Retype only what runs from the first line of the listing to the line holding "const LABEL = 'w-[300px]", both included. Do not retype the pictures.
* Start INFORMATION SHOWN *
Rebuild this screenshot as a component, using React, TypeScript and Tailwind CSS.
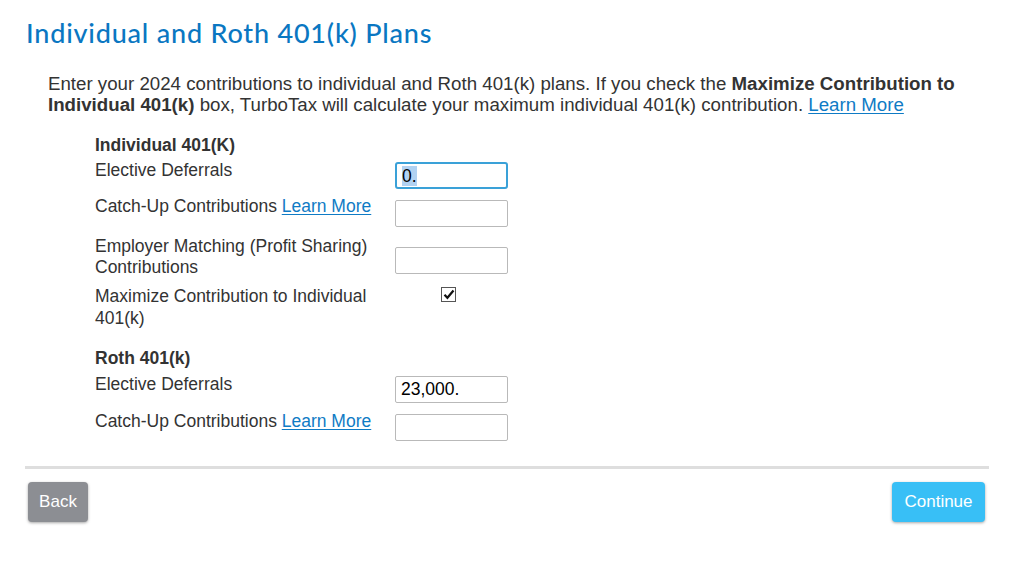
import React from 'react';

const LABEL = 'w-[300px] text-[17.5px] leading-[21px] text-[#333]';

function Field({ value, focused }: { value?: string; focused?: boolean }) {
  return (
    <div
      className={`w-[113px] h-[27px] bg-white flex items-center px-[5px] text-[17.5px] text-black ${
        focused ? 'border-2 border-[#3aa1d8] rounded-[3px] px-[4px]' : 'border border-[#b9b9b9] rounded-[2px]'
      }`}
    >
      {focused && value ? <span className="bg-[#b1d2f2] leading-[20px]">{value}</span> : value}
    </div>
  );
}

function LearnMore() {
  return <a className="text-[#0f7bc5] underline underline-offset-2 decoration-1 cursor-pointer">Learn More</a>;
}

export default function App() {
  return (
    <div className="min-h-screen bg-white font-['Liberation_Sans',Arial,sans-serif]">
      <div className="ml-[25px] w-[965px] pt-[17px]">
        <h1 className="font-['Lato','Noto_Sans',sans-serif] text-[27px] leading-[32px] font-medium tracking-[0.8px] text-[#0a77c2] pl-[1px]">
          Individual and Roth 401(k) Plans
        </h1>

        <p className="mt-[24px] pl-[23px] pr-[20px] text-[18.7px] leading-[21px] text-[#333]">
          Enter your 2024 contributions to individual and Roth 401(k) plans. If you check the{' '}
          <b>Maximize Contribution to Individual 401(k)</b> box, TurboTax will calculate your maximum
          individual 401(k) contribution. <LearnMore />
        </p>

        <div className="pl-[70px]">
          {/* Individual */}
          <div className="mt-[20px] text-[17.5px] leading-[21px] font-bold text-[#333]">Individual 401(K)</div>

          <div className="mt-[4px] flex items-start">
            <div className={LABEL}>Elective Deferrals</div>
            <div className="mt-[2px]">
              <Field value="0." focused />
            </div>
          </div>

          <div className="mt-[7px] flex items-start">
            <div className={LABEL}>
              Catch-Up Contributions <LearnMore />
            </div>
            <div className="mt-[4px]">
              <Field />
            </div>
          </div>

          <div className="mt-[9px] flex items-start">
            <div className={LABEL}>
              Employer Matching (Profit Sharing)
              <br />
              Contributions
            </div>
            <div className="mt-[11px]">
              <Field />
            </div>
          </div>

          <div className="mt-[7px] flex items-start">
            <div className="w-[300px] text-[17.5px] leading-[22px] text-[#333]">
              Maximize Contribution to Individual
              <br />
              401(k)
            </div>
            <div className="w-[113px] pl-[46px] mt-[2px]">
              <div className="w-[15px] h-[15px] border border-[#555] bg-white flex items-center justify-center">
                <svg width="12" height="11" viewBox="0 0 12 11">
                  <path d="M1.5 5.8 L4.4 8.8 L10.5 1.5" fill="none" stroke="#111" strokeWidth="2.2" />
                </svg>
              </div>
            </div>
          </div>

          {/* Roth */}
          <div className="mt-[19px] text-[17.5px] leading-[21px] font-bold text-[#333]">Roth 401(k)</div>

          <div className="mt-[5px] flex items-start">
            <div className={LABEL}>Elective Deferrals</div>
            <div className="mt-[2px]">
              <Field value="23,000." />
            </div>
          </div>

          <div className="mt-[8px] flex items-start">
            <div className={LABEL}>
              Catch-Up Contributions <LearnMore />
            </div>
            <div className="mt-[3px]">
              <Field />
            </div>
          </div>
        </div>

        <div className="mt-[25px] h-[3px] w-[964px] bg-[#dedede]" />

        <div className="mt-[13px] flex justify-between pl-[3px] pr-[5px]">
          <button className="w-[60px] h-[40px] rounded-[4px] bg-[#8c8e93] text-white text-[17px] shadow-[0_1px_3px_rgba(0,0,0,0.35)]">
            Back
          </button>
          <button className="w-[93px] h-[40px] rounded-[4px] bg-[#38bff6] text-white text-[17px] shadow-[0_1px_3px_rgba(0,0,0,0.35)]">
            Continue
          </button>
        </div>
      </div>
    </div>
  );
}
* End INFORMATION SHOWN *
TASK ANSWER:
Rebuild this screenshot as a component, using React, TypeScript and Tailwind CSS.
import React from 'react';

const LABEL = 'w-[300px] text-[17.5px] leading-[21px] text-[#333]';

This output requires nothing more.